Extracted material -
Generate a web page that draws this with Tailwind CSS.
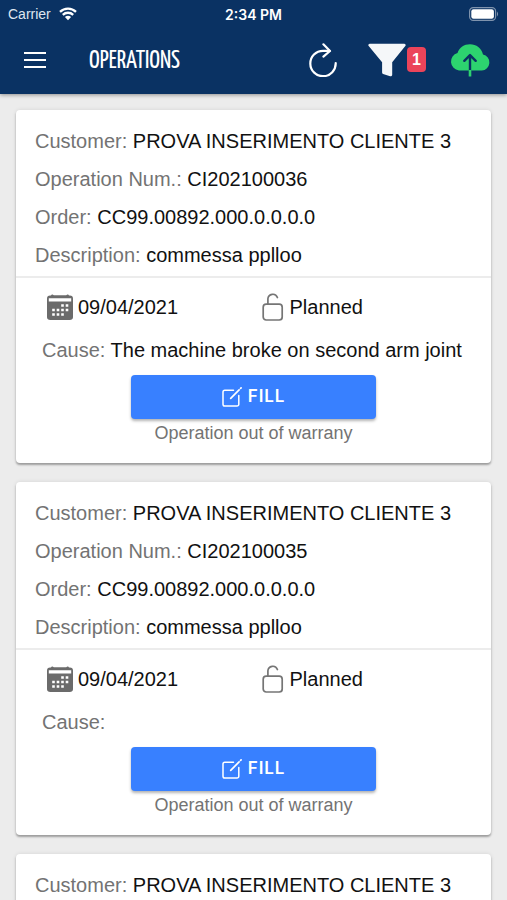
==
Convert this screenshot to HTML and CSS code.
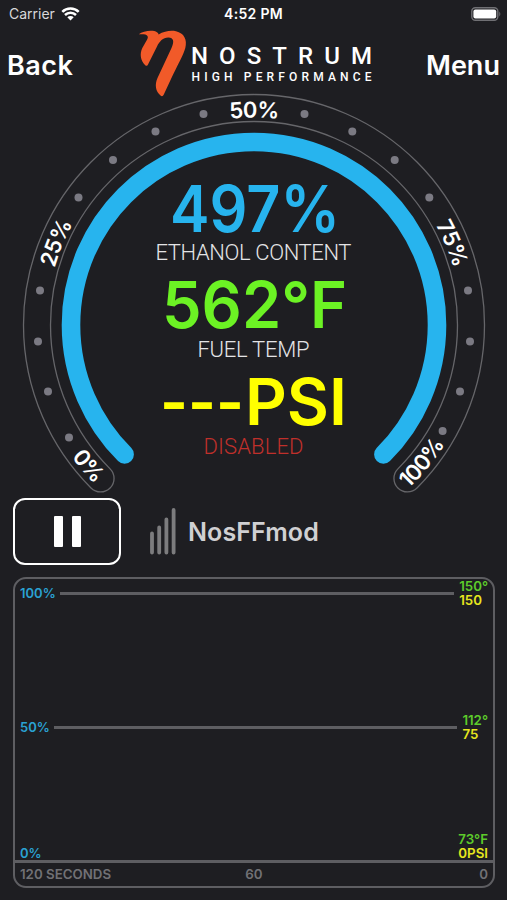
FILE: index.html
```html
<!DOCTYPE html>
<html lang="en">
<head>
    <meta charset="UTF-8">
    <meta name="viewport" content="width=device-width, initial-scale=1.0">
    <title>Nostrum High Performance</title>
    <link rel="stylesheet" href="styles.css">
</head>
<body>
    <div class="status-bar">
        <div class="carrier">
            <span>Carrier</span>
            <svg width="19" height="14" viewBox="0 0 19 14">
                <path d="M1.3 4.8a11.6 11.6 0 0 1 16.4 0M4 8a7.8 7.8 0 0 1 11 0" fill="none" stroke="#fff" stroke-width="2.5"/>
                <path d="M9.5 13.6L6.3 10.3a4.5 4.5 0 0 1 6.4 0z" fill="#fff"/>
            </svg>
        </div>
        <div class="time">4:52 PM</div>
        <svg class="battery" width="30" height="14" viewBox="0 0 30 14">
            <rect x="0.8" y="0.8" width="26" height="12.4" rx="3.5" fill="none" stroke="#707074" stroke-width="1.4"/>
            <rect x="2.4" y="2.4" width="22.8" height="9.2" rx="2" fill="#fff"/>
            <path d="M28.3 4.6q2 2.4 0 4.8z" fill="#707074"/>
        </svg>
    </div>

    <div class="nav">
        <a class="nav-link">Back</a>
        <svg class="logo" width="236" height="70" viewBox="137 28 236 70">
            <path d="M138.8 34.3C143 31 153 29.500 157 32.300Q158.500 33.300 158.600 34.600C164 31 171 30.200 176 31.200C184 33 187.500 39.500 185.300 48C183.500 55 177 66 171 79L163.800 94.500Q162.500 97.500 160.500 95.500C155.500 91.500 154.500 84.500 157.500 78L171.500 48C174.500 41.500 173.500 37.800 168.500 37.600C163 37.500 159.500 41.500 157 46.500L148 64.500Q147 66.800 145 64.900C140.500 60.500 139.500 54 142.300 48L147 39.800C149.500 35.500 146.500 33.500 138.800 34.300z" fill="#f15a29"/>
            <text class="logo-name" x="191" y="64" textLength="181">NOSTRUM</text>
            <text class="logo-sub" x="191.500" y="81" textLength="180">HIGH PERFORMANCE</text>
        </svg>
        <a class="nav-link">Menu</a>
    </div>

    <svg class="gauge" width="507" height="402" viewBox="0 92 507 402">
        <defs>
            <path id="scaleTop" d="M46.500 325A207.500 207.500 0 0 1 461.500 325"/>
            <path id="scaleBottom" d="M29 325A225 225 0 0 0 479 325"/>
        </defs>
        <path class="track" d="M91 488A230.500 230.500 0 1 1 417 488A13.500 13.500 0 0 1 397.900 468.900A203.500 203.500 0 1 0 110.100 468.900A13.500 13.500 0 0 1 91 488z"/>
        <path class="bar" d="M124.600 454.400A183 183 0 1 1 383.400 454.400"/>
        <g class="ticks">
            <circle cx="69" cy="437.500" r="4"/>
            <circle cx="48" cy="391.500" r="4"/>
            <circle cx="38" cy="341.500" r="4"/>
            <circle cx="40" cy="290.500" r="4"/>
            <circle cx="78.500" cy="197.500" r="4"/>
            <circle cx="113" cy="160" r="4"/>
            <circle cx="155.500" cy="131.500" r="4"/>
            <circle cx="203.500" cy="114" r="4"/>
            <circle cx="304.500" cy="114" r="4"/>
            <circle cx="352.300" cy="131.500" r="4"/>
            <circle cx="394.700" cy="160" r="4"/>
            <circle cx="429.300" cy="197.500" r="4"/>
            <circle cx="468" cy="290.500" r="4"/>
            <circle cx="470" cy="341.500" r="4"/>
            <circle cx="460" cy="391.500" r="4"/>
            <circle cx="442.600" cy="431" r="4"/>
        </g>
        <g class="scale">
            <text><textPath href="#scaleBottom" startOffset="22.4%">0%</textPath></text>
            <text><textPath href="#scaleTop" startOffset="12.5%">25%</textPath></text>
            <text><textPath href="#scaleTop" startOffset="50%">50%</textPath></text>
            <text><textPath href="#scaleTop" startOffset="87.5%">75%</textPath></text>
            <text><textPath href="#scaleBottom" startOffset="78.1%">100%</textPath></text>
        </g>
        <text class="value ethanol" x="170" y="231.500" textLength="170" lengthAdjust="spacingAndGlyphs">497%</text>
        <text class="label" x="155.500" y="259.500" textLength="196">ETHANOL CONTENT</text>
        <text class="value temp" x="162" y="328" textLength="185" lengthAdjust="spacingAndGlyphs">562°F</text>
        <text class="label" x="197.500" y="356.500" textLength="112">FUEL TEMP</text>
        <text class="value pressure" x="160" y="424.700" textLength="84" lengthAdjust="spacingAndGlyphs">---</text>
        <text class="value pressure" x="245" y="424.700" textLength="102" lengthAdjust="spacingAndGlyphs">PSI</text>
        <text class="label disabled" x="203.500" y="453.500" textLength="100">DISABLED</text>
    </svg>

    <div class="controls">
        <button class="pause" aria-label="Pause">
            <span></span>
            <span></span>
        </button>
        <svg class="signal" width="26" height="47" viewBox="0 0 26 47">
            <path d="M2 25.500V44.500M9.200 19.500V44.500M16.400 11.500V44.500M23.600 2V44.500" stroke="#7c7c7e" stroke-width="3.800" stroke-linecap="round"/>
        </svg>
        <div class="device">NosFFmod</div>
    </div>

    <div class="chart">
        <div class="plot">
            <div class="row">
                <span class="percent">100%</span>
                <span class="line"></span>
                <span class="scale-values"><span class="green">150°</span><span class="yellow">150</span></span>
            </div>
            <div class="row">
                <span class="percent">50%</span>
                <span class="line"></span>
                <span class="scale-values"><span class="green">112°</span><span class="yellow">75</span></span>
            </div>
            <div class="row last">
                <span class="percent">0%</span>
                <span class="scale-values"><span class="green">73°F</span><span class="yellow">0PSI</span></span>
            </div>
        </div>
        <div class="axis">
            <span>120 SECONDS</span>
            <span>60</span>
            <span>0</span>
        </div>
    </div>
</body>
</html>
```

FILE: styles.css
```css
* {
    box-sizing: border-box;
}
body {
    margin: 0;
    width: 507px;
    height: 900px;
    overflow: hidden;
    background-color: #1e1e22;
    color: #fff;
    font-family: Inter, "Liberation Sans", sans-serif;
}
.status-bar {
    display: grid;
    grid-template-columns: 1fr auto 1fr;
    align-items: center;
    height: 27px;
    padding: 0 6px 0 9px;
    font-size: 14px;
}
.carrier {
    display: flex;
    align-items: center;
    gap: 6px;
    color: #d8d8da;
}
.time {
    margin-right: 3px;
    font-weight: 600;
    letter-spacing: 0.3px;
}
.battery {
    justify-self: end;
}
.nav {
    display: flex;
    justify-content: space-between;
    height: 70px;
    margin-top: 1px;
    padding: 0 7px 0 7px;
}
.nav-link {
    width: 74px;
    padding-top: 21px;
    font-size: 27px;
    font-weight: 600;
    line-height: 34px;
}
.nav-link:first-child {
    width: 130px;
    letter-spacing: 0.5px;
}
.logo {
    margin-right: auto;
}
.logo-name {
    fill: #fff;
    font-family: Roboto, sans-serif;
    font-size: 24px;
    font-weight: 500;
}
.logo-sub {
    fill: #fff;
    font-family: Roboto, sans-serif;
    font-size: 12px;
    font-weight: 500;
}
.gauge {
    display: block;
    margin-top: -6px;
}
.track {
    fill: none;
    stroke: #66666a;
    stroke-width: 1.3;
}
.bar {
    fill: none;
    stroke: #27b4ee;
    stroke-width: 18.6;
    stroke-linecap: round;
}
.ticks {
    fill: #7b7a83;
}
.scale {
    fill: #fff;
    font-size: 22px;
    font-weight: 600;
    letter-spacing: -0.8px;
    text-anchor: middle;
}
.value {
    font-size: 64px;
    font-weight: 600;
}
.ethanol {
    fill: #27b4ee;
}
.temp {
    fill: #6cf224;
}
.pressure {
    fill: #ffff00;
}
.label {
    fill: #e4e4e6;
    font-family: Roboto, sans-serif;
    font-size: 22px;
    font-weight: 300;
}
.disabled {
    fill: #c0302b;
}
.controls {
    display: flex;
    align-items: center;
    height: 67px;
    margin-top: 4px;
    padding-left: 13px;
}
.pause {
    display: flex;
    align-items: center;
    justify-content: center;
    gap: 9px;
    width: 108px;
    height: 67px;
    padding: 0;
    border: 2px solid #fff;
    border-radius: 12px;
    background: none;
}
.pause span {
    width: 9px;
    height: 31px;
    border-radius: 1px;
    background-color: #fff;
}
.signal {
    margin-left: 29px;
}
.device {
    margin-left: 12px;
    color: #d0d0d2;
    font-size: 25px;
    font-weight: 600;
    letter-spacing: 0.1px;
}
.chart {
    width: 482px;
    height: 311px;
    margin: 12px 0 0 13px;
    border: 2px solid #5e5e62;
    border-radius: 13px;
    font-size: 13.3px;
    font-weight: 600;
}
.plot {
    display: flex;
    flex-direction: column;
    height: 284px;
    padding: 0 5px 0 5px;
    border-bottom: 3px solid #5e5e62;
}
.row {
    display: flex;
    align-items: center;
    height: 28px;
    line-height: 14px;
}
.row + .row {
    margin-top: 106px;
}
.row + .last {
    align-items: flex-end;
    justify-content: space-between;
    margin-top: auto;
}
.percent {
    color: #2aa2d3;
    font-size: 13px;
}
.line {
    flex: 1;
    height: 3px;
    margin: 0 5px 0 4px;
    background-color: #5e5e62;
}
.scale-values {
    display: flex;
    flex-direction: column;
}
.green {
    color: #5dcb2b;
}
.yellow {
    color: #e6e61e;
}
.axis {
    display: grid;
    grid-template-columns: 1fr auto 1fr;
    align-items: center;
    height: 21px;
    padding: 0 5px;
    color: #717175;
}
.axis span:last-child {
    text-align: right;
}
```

Instruction -
Find the word "this" in the entries, and copy every line it shows up in.

The completed task -
Generate a web page that draws this with Tailwind CSS.
Convert this screenshot to HTML and CSS code.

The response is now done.